Whoever desires to found a state and give it laws must start with assuming that all men are bad and ever ready to display their vicious nature, whenever they may find occasion for it.
Niccolò Machiavelli (1469-1527) Italian politician, philosopher, political scientist
The Discourses on Livy, Book 1, Introduction (1517) [tr. Detmold (1882)]
Alt. trans.: "It is necessary for him who lays out a state and arranges laws for it to presuppose that all men are evil and that they are always going to act according to the wickedness of their spirits whenever they have free scope." [Discourse upon the First Ten Books of Livy, Book 1, ch. 3 (1513-18) [tr. Gilbert]]

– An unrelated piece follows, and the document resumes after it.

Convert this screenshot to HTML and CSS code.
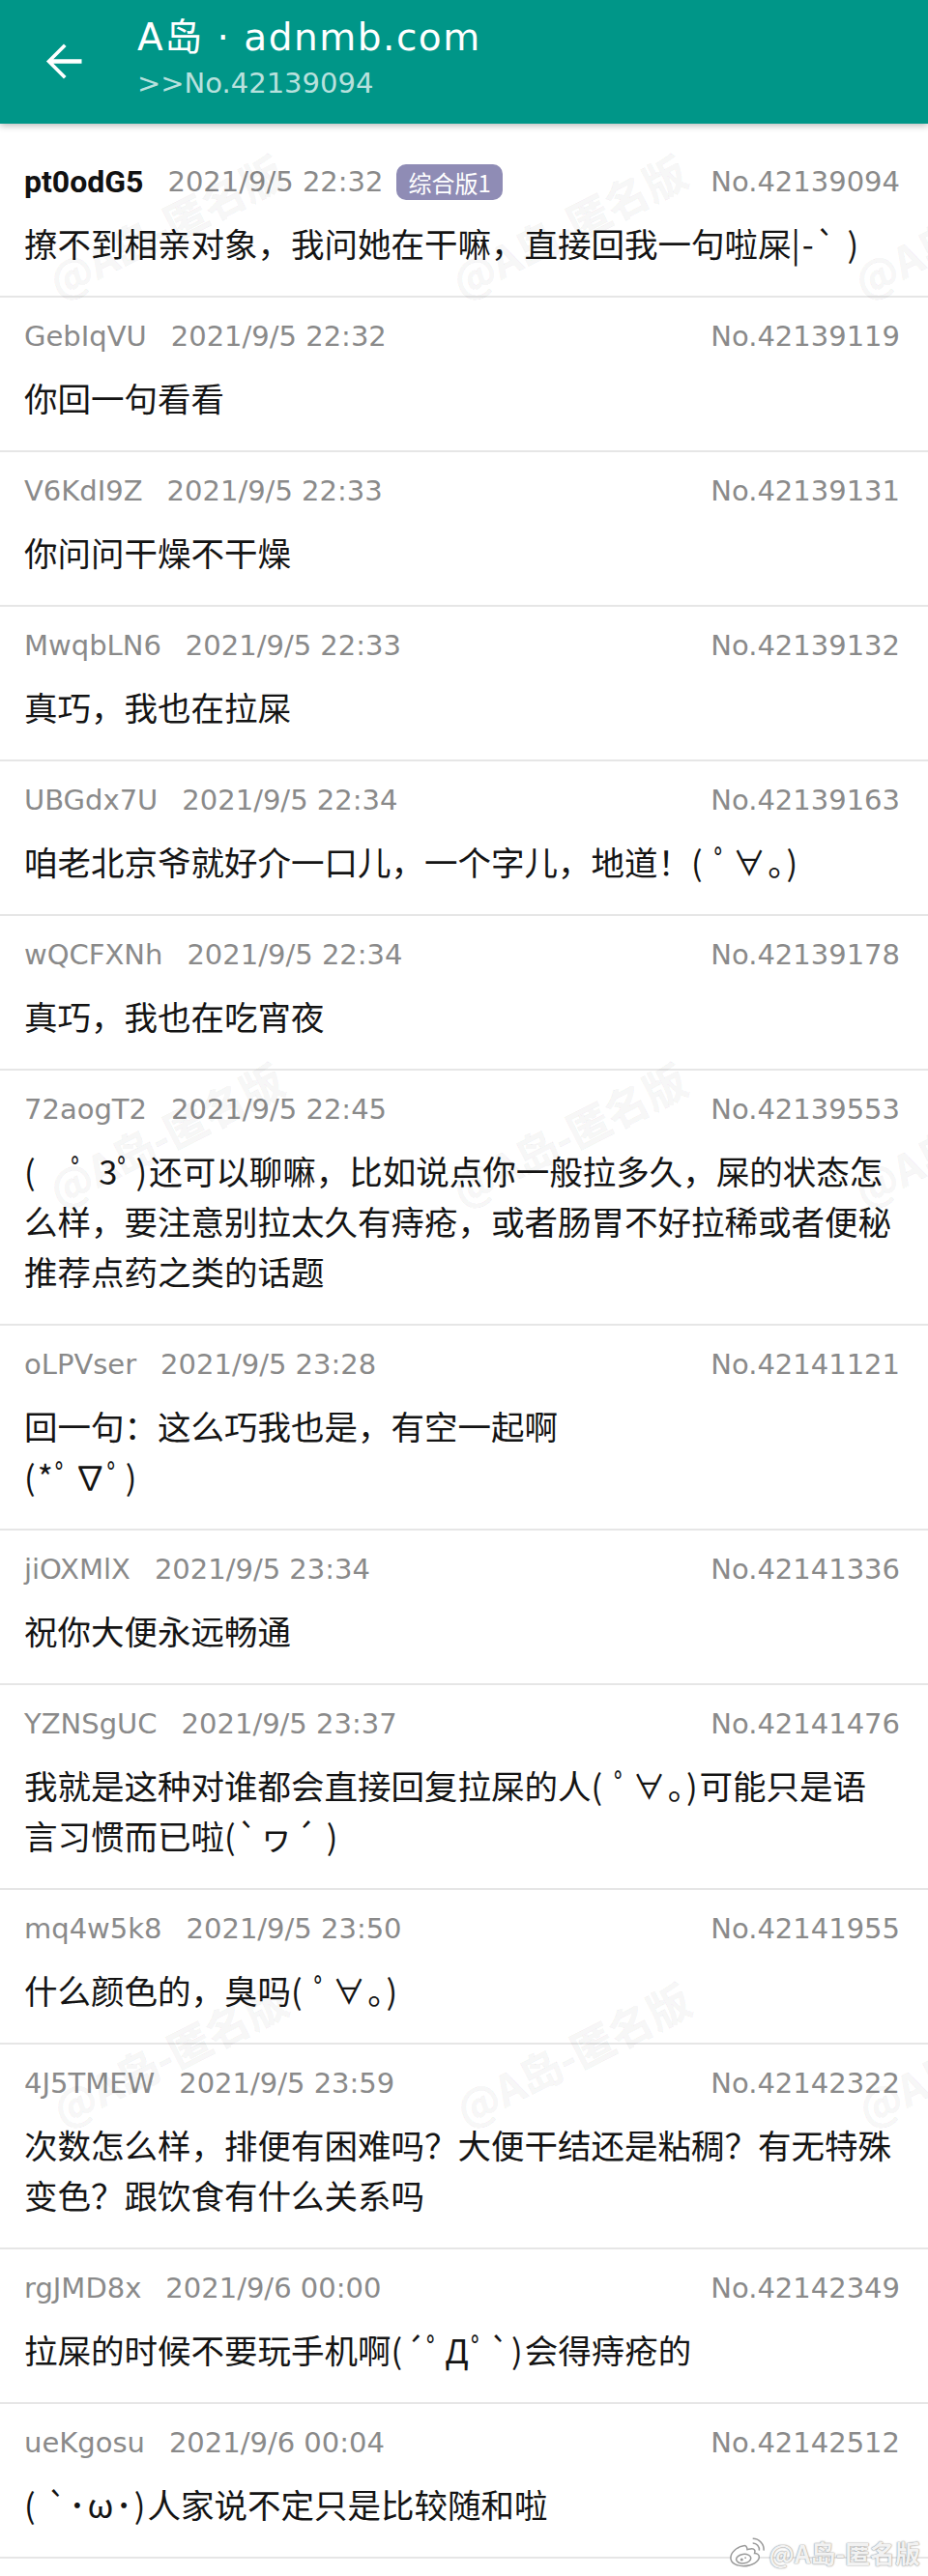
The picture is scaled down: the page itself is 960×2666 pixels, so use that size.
FILE: index.html
```html
<!DOCTYPE html>
<html lang="zh-CN">
<head>
<meta charset="utf-8">
<title>A岛 · adnmb.com</title>
<link rel="stylesheet" href="styles.css">
</head>
<body>
<div class="page">
  <header class="appbar">
    <button class="back" aria-label="返回">
      <svg viewBox="0 0 24 24" width="57" height="57"><path fill="#fff" d="M20 11.1H7.7l5.6-5.6L12.2 4.4 4.6 12l7.6 7.6 1.1-1.1-5.6-5.6H20z"/></svg>
    </button>
    <div class="titles">
      <div class="title">A岛 · adnmb.com</div>
      <div class="subtitle">&gt;&gt;No.42139094</div>
    </div>
  </header>

  <main class="thread">
    <article class="post">
      <div class="meta"><span class="uid op">pt0odG5</span><span class="time">2021/9/5 22:32</span><span class="tag">综合版1</span><span class="no">No.42139094</span></div>
      <p class="content">撩不到相亲对象，我问她在干嘛，直接回我一句啦屎<span class="kao">|-` )</span></p>
    </article>
    <article class="post">
      <div class="meta"><span class="uid">GebIqVU</span><span class="time">2021/9/5 22:32</span><span class="no">No.42139119</span></div>
      <p class="content">你回一句看看</p>
    </article>
    <article class="post">
      <div class="meta"><span class="uid">V6KdI9Z</span><span class="time">2021/9/5 22:33</span><span class="no">No.42139131</span></div>
      <p class="content">你问问干燥不干燥</p>
    </article>
    <article class="post">
      <div class="meta"><span class="uid">MwqbLN6</span><span class="time">2021/9/5 22:33</span><span class="no">No.42139132</span></div>
      <p class="content">真巧，我也在拉屎</p>
    </article>
    <article class="post">
      <div class="meta"><span class="uid">UBGdx7U</span><span class="time">2021/9/5 22:34</span><span class="no">No.42139163</span></div>
      <p class="content">咱老北京爷就好介一口儿，一个字儿，地道！<span class="kao">( ﾟ∀。)</span></p>
    </article>
    <article class="post">
      <div class="meta"><span class="uid">wQCFXNh</span><span class="time">2021/9/5 22:34</span><span class="no">No.42139178</span></div>
      <p class="content">真巧，我也在吃宵夜</p>
    </article>
    <article class="post">
      <div class="meta"><span class="uid">72aogT2</span><span class="time">2021/9/5 22:45</span><span class="no">No.42139553</span></div>
      <p class="content"><span class="kao">(　ﾟ 3ﾟ)</span>还可以聊嘛，比如说点你一般拉多久，屎的状态怎么样，要注意别拉太久有痔疮，或者肠胃不好拉稀或者便秘推荐点药之类的话题</p>
    </article>
    <article class="post">
      <div class="meta"><span class="uid">oLPVser</span><span class="time">2021/9/5 23:28</span><span class="no">No.42141121</span></div>
      <p class="content">回一句：这么巧我也是，有空一起啊<br><span class="kao">(*ﾟ∇ﾟ)</span></p>
    </article>
    <article class="post">
      <div class="meta"><span class="uid">jiOXMlX</span><span class="time">2021/9/5 23:34</span><span class="no">No.42141336</span></div>
      <p class="content">祝你大便永远畅通</p>
    </article>
    <article class="post">
      <div class="meta"><span class="uid">YZNSgUC</span><span class="time">2021/9/5 23:37</span><span class="no">No.42141476</span></div>
      <p class="content">我就是这种对谁都会直接回复拉屎的人<span class="kao">( ﾟ∀。)</span>可能只是语言习惯而已啦<span class="kao">(`ヮ´ )</span></p>
    </article>
    <article class="post">
      <div class="meta"><span class="uid">mq4w5k8</span><span class="time">2021/9/5 23:50</span><span class="no">No.42141955</span></div>
      <p class="content">什么颜色的，臭吗<span class="kao">( ﾟ∀。)</span></p>
    </article>
    <article class="post">
      <div class="meta"><span class="uid">4J5TMEW</span><span class="time">2021/9/5 23:59</span><span class="no">No.42142322</span></div>
      <p class="content">次数怎么样，排便有困难吗？大便干结还是粘稠？有无特殊变色？跟饮食有什么关系吗</p>
    </article>
    <article class="post">
      <div class="meta"><span class="uid">rgJMD8x</span><span class="time">2021/9/6 00:00</span><span class="no">No.42142349</span></div>
      <p class="content">拉屎的时候不要玩手机啊<span class="kao">(´ﾟДﾟ`)</span>会得痔疮的</p>
    </article>
    <article class="post">
      <div class="meta"><span class="uid">ueKgosu</span><span class="time">2021/9/6 00:04</span><span class="no">No.42142512</span></div>
      <p class="content"><span class="kao">( `･ω･)</span>人家说不定只是比较随和啦</p>
    </article>
  </main>

  <div class="wm wm-a1">@A岛-匿名版</div>
  <div class="wm wm-a2">@A岛-匿名版</div>
  <div class="wm wm-a3">@A岛-匿名版</div>
  <div class="wm wm-b1">@A岛-匿名版</div>
  <div class="wm wm-b2">@A岛-匿名版</div>
  <div class="wm wm-b3">@A岛-匿名版</div>
  <div class="wm wm-c1">@A岛-匿名版</div>
  <div class="wm wm-c2">@A岛-匿名版</div>
  <div class="wm wm-c3">@A岛-匿名版</div>

  <div class="weibo-mark">
    <svg class="weibo-logo" viewBox="0 0 40 34" width="38" height="33">
      <g fill="none" stroke="#9a9a9a" stroke-width="1.6">
        <path fill="#fff" d="M16 10c-7 1-14 7-14 13 0 6 7 9 14 9 9 0 17-5 17-10 0-3-3-4-5-4 1-3 0-5-3-5-2 0-4 1-5 1 0-3-2-5-4-4z"/>
        <ellipse cx="16" cy="24" rx="8" ry="5" transform="rotate(-8 16 24)"/>
        <path d="M26 7a7 7 0 0 1 7 8"/>
        <path d="M26 2a12 12 0 0 1 12 13"/>
      </g>
      <circle cx="14" cy="25" r="1.6" fill="#9a9a9a"/>
      <circle cx="18" cy="23" r="0.9" fill="#9a9a9a"/>
    </svg>
    <span class="weibo-text">@A岛-匿名版</span>
  </div>
</div>
</body>
</html>
```

FILE: styles.css
```css
html, body {
  margin: 0;
  padding: 0;
  background: #ffffff;
}

.page {
  position: relative;
  width: 960px;
  min-height: 2666px;
  overflow: hidden;
  background: #ffffff;
  font-family: "DejaVu Sans", "Noto Sans CJK SC", sans-serif;
}

/* App bar */
.appbar {
  position: relative;
  z-index: 2;
  display: flex;
  height: 128px;
  padding-left: 37px;
  background: #009688;
  box-shadow: 0 2px 7px rgba(0, 0, 0, 0.28);
}

.back {
  align-self: flex-start;
  margin-top: 35px;
  width: 57px;
  height: 57px;
  padding: 0;
  border: 0;
  background: none;
}

.back svg {
  display: block;
}

.titles {
  margin-left: 48px;
  padding-top: 15px;
}

.title {
  font-family: "DejaVu Sans", "Noto Sans CJK SC", sans-serif;
  font-size: 39px;
  line-height: 48px;
  letter-spacing: 1.5px;
  color: #ffffff;
  white-space: nowrap;
}

.subtitle {
  margin-top: 5px;
  font-family: "DejaVu Sans", "Noto Sans CJK SC", sans-serif;
  font-size: 29px;
  line-height: 36px;
  color: rgba(255, 255, 255, 0.74);
  white-space: nowrap;
}

/* Thread */
.thread {
  padding-top: 20px;
}

.post {
  padding: 20px 36px 29px 25px;
  border-bottom: 2px solid #e6e6e6;
}

.meta {
  display: flex;
  align-items: center;
  height: 40px;
  line-height: 40px;
  font-family: "DejaVu Sans", "Noto Sans CJK SC", sans-serif;
  font-size: 29px;
  color: #8a8a8a;
  white-space: nowrap;
}

.uid {
  color: #8a8a8a;
}

.uid.op {
  font-family: "Roboto", "DejaVu Sans", sans-serif;
  font-weight: 700;
  font-size: 32px;
  color: #111111;
}

.time {
  margin-left: 25px;
}

.tag {
  display: inline-flex;
  align-items: center;
  height: 37px;
  margin-left: 14px;
  padding: 0 12px;
  border-radius: 10px;
  background: #8f8cb5;
  color: #ffffff;
  font-family: "Noto Sans CJK SC", "DejaVu Sans", sans-serif;
  font-size: 24px;
  line-height: 37px;
}

.no {
  margin-left: auto;
  margin-right: -7px;
}

.content {
  margin: 17px 0 0;
  font-family: "Noto Sans CJK SC", "DejaVu Sans", sans-serif;
  font-size: 34.5px;
  line-height: 52px;
  color: #141414;
}

.kao {
  letter-spacing: 2px;
}

/* Diagonal watermarks */
.wm {
  position: absolute;
  z-index: 3;
  transform: translate(-50%, -50%) rotate(-27deg);
  font-family: "Noto Sans CJK SC", sans-serif;
  font-weight: 700;
  font-size: 44px;
  line-height: 1;
  white-space: nowrap;
  color: rgba(0, 0, 0, 0.035);
  -webkit-text-stroke: 1px rgba(0, 0, 0, 0.045);
  pointer-events: none;
}

.wm-a1 { left: 171px; top: 233px; }
.wm-a2 { left: 588px; top: 233px; }
.wm-a3 { left: 1004px; top: 233px; }
.wm-b1 { left: 171px; top: 1173px; }
.wm-b2 { left: 588px; top: 1173px; }
.wm-b3 { left: 1004px; top: 1173px; }
.wm-c1 { left: 175px; top: 2125px; }
.wm-c2 { left: 592px; top: 2125px; }
.wm-c3 { left: 1008px; top: 2125px; }

/* Weibo corner watermark */
.weibo-mark {
  position: absolute;
  z-index: 3;
  right: 8px;
  bottom: 8px;
  display: flex;
  align-items: center;
  gap: 4px;
}

.weibo-logo {
  display: block;
}

.weibo-text {
  font-family: "Noto Sans CJK SC", sans-serif;
  font-weight: 700;
  font-size: 26px;
  line-height: 32px;
  color: #f2f2f2;
  text-shadow: 0 0 1px #8a8a8a, 0 0 2px rgba(0, 0, 0, 0.35);
}
```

You ask, What makes it worth defending? and the only answer I can give is this: Freedom to write, freedom to read, freedom to own material that you believe is worth defending means you’re going to have to stand up for stuff you don’t believe is worth defending, even stuff you find actively distasteful, because laws are big blunt instruments that do not differentiate between what you like and what you don’t, because prosecutors are humans and bear grudges and fight for re-election, because one person’s obscenity is another person’s art. Because if you don’t stand up for the stuff you don’t like, when they come for the stuff you do like, you’ve already lost.
Neil Gaiman (b. 1960) British author, screenwriter, fabulist
Blog entry (2008-12-01), “Why defend freedom of icky speech?”